President Obama Promises Executive Action on Immigration This Year

Barack Obama and Joe Biden on Election Day - November 6th

President Obama said today that he would no longer wait on House Republicans to pass a comprehensive immigration bill as thousands of migrant children remain mired in a bureaucratic jungle that has placed them in inhospitable care. The mostly teenage children have fled their homes in Mexico and Central America where violence and endemic poverty create harsh conditions with few hopes for opportunity.

After waiting for more than a year on House Republicans to act on a Senate bill that passed last summer, the president says that he will act on his own through executive orders. Obama called out Speaker of the House John Boehner for refusing to push the Senate bill — or an alternative — in an election year. In response, the president has instructed the Homeland Security Secretary, Jeh Johnson, and Attorney General Eric Holder to provide him with options before the end of the summer. He did not specify what kind of action that he might take to alleviate the plight of undocumented youth or those facing deportation.

“Today, I’m beginning a new effort to fix as much of our immigration system as I can on my own, without Congress,” President Obama said during a speech outlining the executive action. “Pass a bill. Solve a problem,” he told Congress. “Don’t just say ‘no’ on something everybody agrees needs to be done.”
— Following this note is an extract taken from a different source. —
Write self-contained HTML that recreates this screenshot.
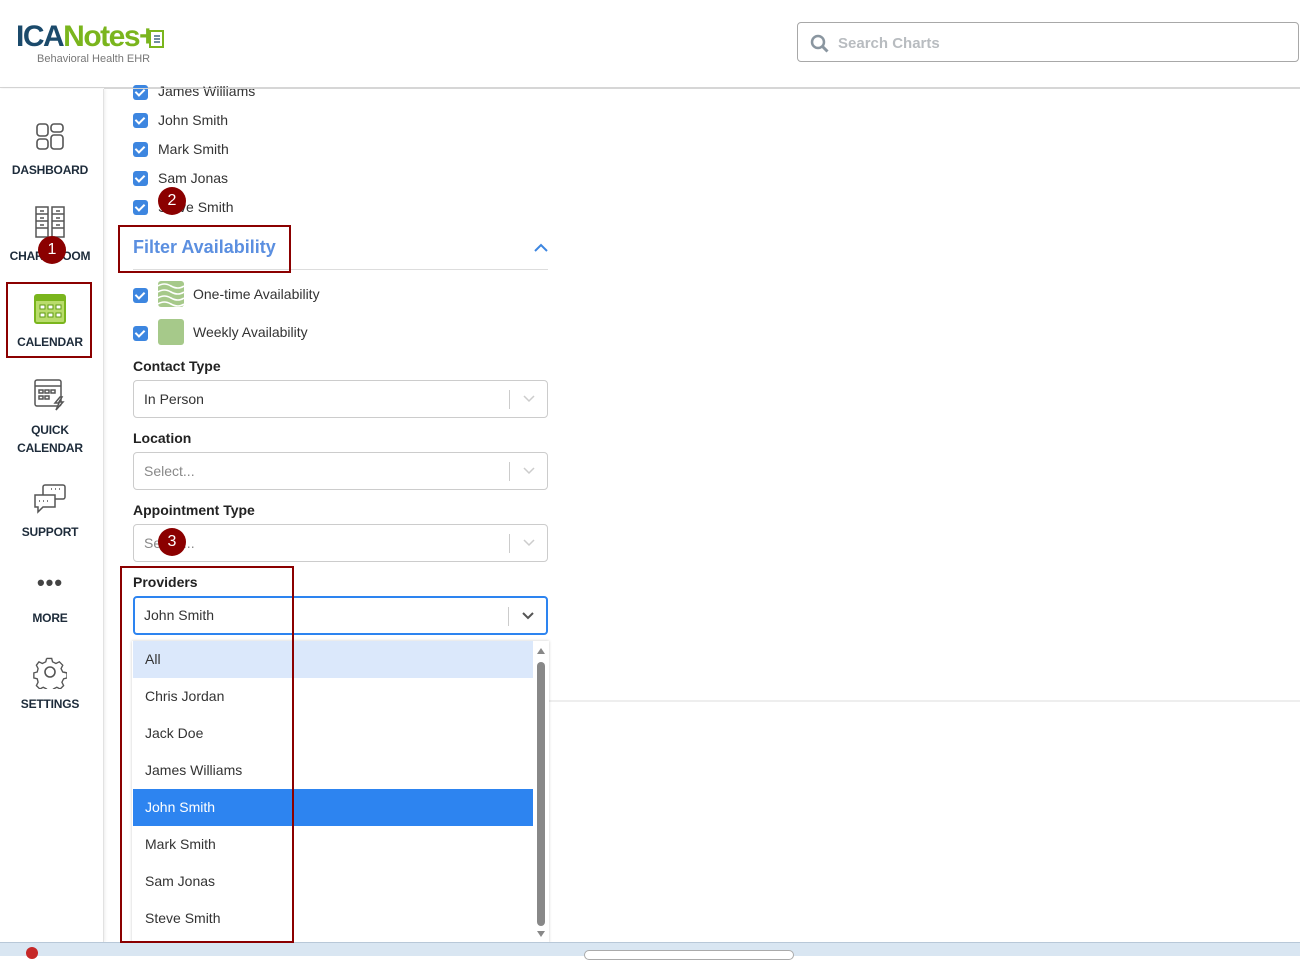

In addition to the mounting crisis on the border, deportations of undocumented adults are causing the separation of US citizen children from their migrant parents. Immigration and Customs Enforcement reported to the Senate in April that 72,000 deportations of adult parents took place in 2013 alone. A report from Family Unity Family Health estimates that there are some 4.5 million American citizen children who have at least one parent that is undocumented. These parents are at risk of deportation on any given day. There is currently no legal pathway for these parents to obtain citizenship short of marrying an American citizen — and even that is a process that could take many years.
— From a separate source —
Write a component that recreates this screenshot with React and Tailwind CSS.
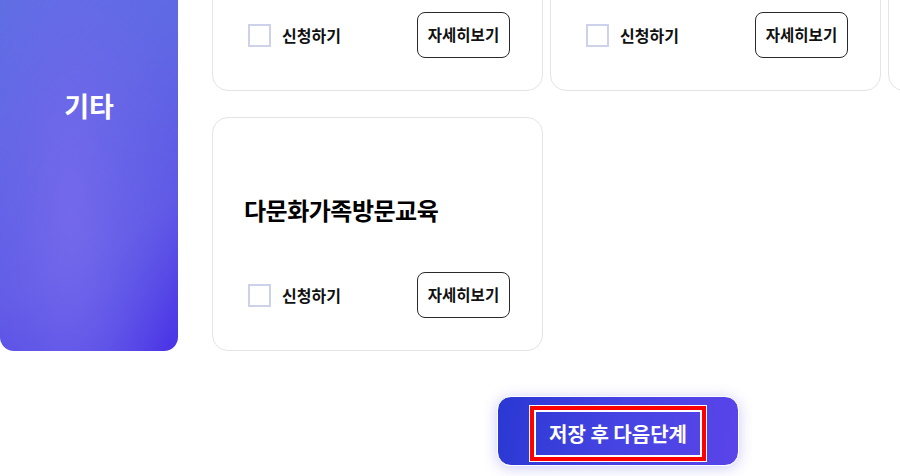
import React, { useState } from "react";

const FONT = { fontFamily: '"Noto Sans CJK KR", "Noto Sans", sans-serif' };

const programs = [
  { id: 1, title: "가족관계향상교육" },
  { id: 2, title: "부모교육" },
  { id: 3, title: "자녀성장지원" },
  { id: 4, title: "다문화가족방문교육" },
];

function ProgramCard({ title, checked, onToggle }) {
  return (
    <div className="flex h-[234px] flex-col rounded-[16px] border border-[#e4e4e7] bg-white pl-[35px] pr-[32px] pt-[77px] pb-[32px]">
      <h3 className="-ml-[4px] text-[24px] font-bold leading-[30px] tracking-[-0.5px] text-black">{title}</h3>
      <div className="mt-auto flex items-center justify-between">
        <label className="flex cursor-pointer items-center gap-[11px]">
          <input type="checkbox" checked={checked} onChange={onToggle} className="peer sr-only" />
          <span className="h-[23px] w-[23px] border-2 border-[#cdd1ea] bg-white peer-checked:bg-[#4f46e5]" />
          <span className="text-[16px] font-bold text-[#111]">신청하기</span>
        </label>
        <button
          type="button"
          className="h-[46px] w-[93px] rounded-[8px] border-[1.5px] border-[#2a2a2a] bg-white text-[15.5px] font-bold text-[#111]"
        >
          자세히보기
        </button>
      </div>
    </div>
  );
}

export default function App() {
  const [picked, setPicked] = useState({});
  const toggle = (id) => setPicked((p) => ({ ...p, [id]: !p[id] }));

  return (
    <div className="h-[476px] w-[900px] overflow-hidden bg-white" style={FONT}>
      <div className="-mt-[143px] flex">
        {/* category side panel */}
        <div className="flex h-[494px] w-[178px] shrink-0 items-center justify-center rounded-[14px] bg-[radial-gradient(ellipse_at_40%_72%,rgba(118,106,236,0.9)_0%,rgba(110,104,234,0.5)_35%,rgba(100,100,230,0)_70%),linear-gradient(150deg,#5a78e0_0%,#6068e4_45%,#5f58e6_75%,#4a33e6_100%)]">
          <span className="mt-[4px] text-[27px] font-bold text-white">기타</span>
        </div>

        <div className="ml-[34px] grid shrink-0 grid-cols-[331px_331px_331px] gap-x-[7px] gap-y-[26px]">
          {programs.map((p) => (
            <ProgramCard key={p.id} title={p.title} checked={!!picked[p.id]} onToggle={() => toggle(p.id)} />
          ))}
        </div>
      </div>

      <div className="pl-[497px] pt-[45px]">
        <button
          type="button"
          className="flex h-[70px] w-[242px] items-center justify-center rounded-[14px] border border-white bg-[linear-gradient(100deg,#2a38d3_0%,#4644e2_50%,#5a44ea_100%)] shadow-[0_2px_14px_rgba(90,80,230,0.3)]"
        >
          <span className="mt-[5px] flex h-[55px] w-[176px] items-center justify-center border-4 border-[#ff0000] text-[20px] font-bold text-white shadow-[inset_0_0_0_2px_#ffffff] outline outline-1 outline-white">
            저장 후 다음단계
          </span>
        </button>
      </div>
    </div>
  );
}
The US Chamber of Commerce, a traditional ally of Republican politicians, has come out in support of immigration reform. The Chamber’s president, Tom Donahue, went so far as to say that Republicans should not even run a candidate in 2016 if they do not pass an immigration bill out of the Republican-controlled House of Representatives. Conservative evangelical groups, another powerful Republican interest group, have backed reform vigorously. Democratically-aligned labor unions also support an immigration bill.